■ Source material:
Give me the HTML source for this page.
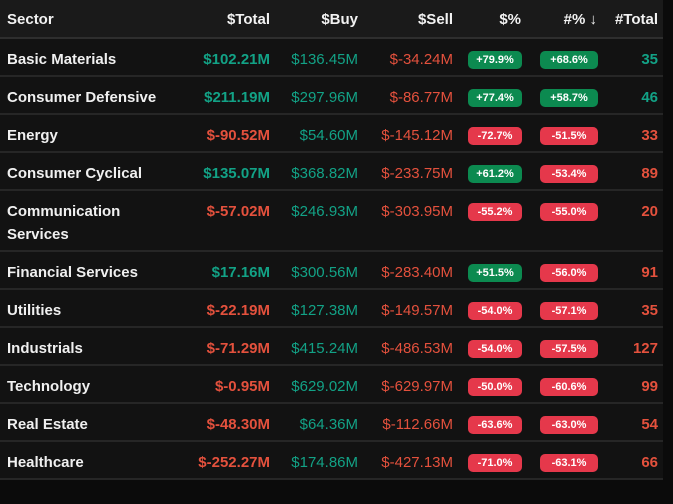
<!DOCTYPE html><html><head><style>
body{margin:0;background:#0b0b0b;width:673px;height:504px;overflow:hidden;font-family:"Liberation Sans",sans-serif;color:#eee}
.t{position:absolute;left:0;top:0;width:663px;background:#121212}
.r{position:relative;height:36px;border-bottom:2px solid #262626}
.h{background:#1a1a1a;height:37px;border-bottom:2px solid #2e2e2e}
.r div{position:absolute;top:13px;font-size:15px;line-height:16px}
.n{left:7px;font-weight:bold;color:#f0f0f0}
.a{right:393px;font-weight:bold}
.b{right:305px}
.s{right:210px}
.c{right:5px;font-weight:bold}
.h div{font-weight:bold;color:#f2f2f2;top:12px}
.g{color:#12a286}.d{color:#e4513d}
.bd{font-size:11px!important;font-weight:bold;color:#fff;border-radius:5px;height:18px;line-height:18px!important;text-align:center;top:12px!important}
.x{left:468px;width:54px}.y{left:540px;width:58px}
.bg{background:#0c8a50}.br{background:#e5384b}
.tall{height:59px}
</style></head><body><div class="t">
<div class="r h"><div class="n">Sector</div><div class="a">$Total</div><div class="b" style="font-weight:bold">$Buy</div><div class="s" style="font-weight:bold">$Sell</div><div style="right:142px">$%</div><div style="right:66px">#% ↓</div><div class="c">#Total</div></div>
<div class="r"><div class="n">Basic Materials</div><div class="a g">$102.21M</div><div class="b g">$136.45M</div><div class="s d">$-34.24M</div><div class="bd x bg">+79.9%</div><div class="bd y bg">+68.6%</div><div class="c g">35</div></div>
<div class="r"><div class="n">Consumer Defensive</div><div class="a g">$211.19M</div><div class="b g">$297.96M</div><div class="s d">$-86.77M</div><div class="bd x bg">+77.4%</div><div class="bd y bg">+58.7%</div><div class="c g">46</div></div>
<div class="r"><div class="n">Energy</div><div class="a d">$-90.52M</div><div class="b g">$54.60M</div><div class="s d">$-145.12M</div><div class="bd x br">-72.7%</div><div class="bd y br">-51.5%</div><div class="c d">33</div></div>
<div class="r"><div class="n">Consumer Cyclical</div><div class="a g">$135.07M</div><div class="b g">$368.82M</div><div class="s d">$-233.75M</div><div class="bd x bg">+61.2%</div><div class="bd y br">-53.4%</div><div class="c d">89</div></div>
<div class="r tall"><div class="n" style="line-height:23px;top:9px">Communication<br>Services</div><div class="a d">$-57.02M</div><div class="b g">$246.93M</div><div class="s d">$-303.95M</div><div class="bd x br">-55.2%</div><div class="bd y br">-55.0%</div><div class="c d">20</div></div>
<div class="r"><div class="n">Financial Services</div><div class="a g">$17.16M</div><div class="b g">$300.56M</div><div class="s d">$-283.40M</div><div class="bd x bg">+51.5%</div><div class="bd y br">-56.0%</div><div class="c d">91</div></div>
<div class="r"><div class="n">Utilities</div><div class="a d">$-22.19M</div><div class="b g">$127.38M</div><div class="s d">$-149.57M</div><div class="bd x br">-54.0%</div><div class="bd y br">-57.1%</div><div class="c d">35</div></div>
<div class="r"><div class="n">Industrials</div><div class="a d">$-71.29M</div><div class="b g">$415.24M</div><div class="s d">$-486.53M</div><div class="bd x br">-54.0%</div><div class="bd y br">-57.5%</div><div class="c d">127</div></div>
<div class="r"><div class="n">Technology</div><div class="a d">$-0.95M</div><div class="b g">$629.02M</div><div class="s d">$-629.97M</div><div class="bd x br">-50.0%</div><div class="bd y br">-60.6%</div><div class="c d">99</div></div>
<div class="r"><div class="n">Real Estate</div><div class="a d">$-48.30M</div><div class="b g">$64.36M</div><div class="s d">$-112.66M</div><div class="bd x br">-63.6%</div><div class="bd y br">-63.0%</div><div class="c d">54</div></div>
<div class="r"><div class="n">Healthcare</div><div class="a d">$-252.27M</div><div class="b g">$174.86M</div><div class="s d">$-427.13M</div><div class="bd x br">-71.0%</div><div class="bd y br">-63.1%</div><div class="c d">66</div></div>
</div></body></html>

■ Exercise objective: Transcribe the full listing above exactly, with the images removed.

■ Result:
Give me the HTML source for this page.
<!DOCTYPE html><html><head><style>
body{margin:0;background:#0b0b0b;width:673px;height:504px;overflow:hidden;font-family:"Liberation Sans",sans-serif;color:#eee}
.t{position:absolute;left:0;top:0;width:663px;background:#121212}
.r{position:relative;height:36px;border-bottom:2px solid #262626}
.h{background:#1a1a1a;height:37px;border-bottom:2px solid #2e2e2e}
.r div{position:absolute;top:13px;font-size:15px;line-height:16px}
.n{left:7px;font-weight:bold;color:#f0f0f0}
.a{right:393px;font-weight:bold}
.b{right:305px}
.s{right:210px}
.c{right:5px;font-weight:bold}
.h div{font-weight:bold;color:#f2f2f2;top:12px}
.g{color:#12a286}.d{color:#e4513d}
.bd{font-size:11px!important;font-weight:bold;color:#fff;border-radius:5px;height:18px;line-height:18px!important;text-align:center;top:12px!important}
.x{left:468px;width:54px}.y{left:540px;width:58px}
.bg{background:#0c8a50}.br{background:#e5384b}
.tall{height:59px}
</style></head><body><div class="t">
<div class="r h"><div class="n">Sector</div><div class="a">$Total</div><div class="b" style="font-weight:bold">$Buy</div><div class="s" style="font-weight:bold">$Sell</div><div style="right:142px">$%</div><div style="right:66px">#% ↓</div><div class="c">#Total</div></div>
<div class="r"><div class="n">Basic Materials</div><div class="a g">$102.21M</div><div class="b g">$136.45M</div><div class="s d">$-34.24M</div><div class="bd x bg">+79.9%</div><div class="bd y bg">+68.6%</div><div class="c g">35</div></div>
<div class="r"><div class="n">Consumer Defensive</div><div class="a g">$211.19M</div><div class="b g">$297.96M</div><div class="s d">$-86.77M</div><div class="bd x bg">+77.4%</div><div class="bd y bg">+58.7%</div><div class="c g">46</div></div>
<div class="r"><div class="n">Energy</div><div class="a d">$-90.52M</div><div class="b g">$54.60M</div><div class="s d">$-145.12M</div><div class="bd x br">-72.7%</div><div class="bd y br">-51.5%</div><div class="c d">33</div></div>
<div class="r"><div class="n">Consumer Cyclical</div><div class="a g">$135.07M</div><div class="b g">$368.82M</div><div class="s d">$-233.75M</div><div class="bd x bg">+61.2%</div><div class="bd y br">-53.4%</div><div class="c d">89</div></div>
<div class="r tall"><div class="n" style="line-height:23px;top:9px">Communication<br>Services</div><div class="a d">$-57.02M</div><div class="b g">$246.93M</div><div class="s d">$-303.95M</div><div class="bd x br">-55.2%</div><div class="bd y br">-55.0%</div><div class="c d">20</div></div>
<div class="r"><div class="n">Financial Services</div><div class="a g">$17.16M</div><div class="b g">$300.56M</div><div class="s d">$-283.40M</div><div class="bd x bg">+51.5%</div><div class="bd y br">-56.0%</div><div class="c d">91</div></div>
<div class="r"><div class="n">Utilities</div><div class="a d">$-22.19M</div><div class="b g">$127.38M</div><div class="s d">$-149.57M</div><div class="bd x br">-54.0%</div><div class="bd y br">-57.1%</div><div class="c d">35</div></div>
<div class="r"><div class="n">Industrials</div><div class="a d">$-71.29M</div><div class="b g">$415.24M</div><div class="s d">$-486.53M</div><div class="bd x br">-54.0%</div><div class="bd y br">-57.5%</div><div class="c d">127</div></div>
<div class="r"><div class="n">Technology</div><div class="a d">$-0.95M</div><div class="b g">$629.02M</div><div class="s d">$-629.97M</div><div class="bd x br">-50.0%</div><div class="bd y br">-60.6%</div><div class="c d">99</div></div>
<div class="r"><div class="n">Real Estate</div><div class="a d">$-48.30M</div><div class="b g">$64.36M</div><div class="s d">$-112.66M</div><div class="bd x br">-63.6%</div><div class="bd y br">-63.0%</div><div class="c d">54</div></div>
<div class="r"><div class="n">Healthcare</div><div class="a d">$-252.27M</div><div class="b g">$174.86M</div><div class="s d">$-427.13M</div><div class="bd x br">-71.0%</div><div class="bd y br">-63.1%</div><div class="c d">66</div></div>
</div></body></html>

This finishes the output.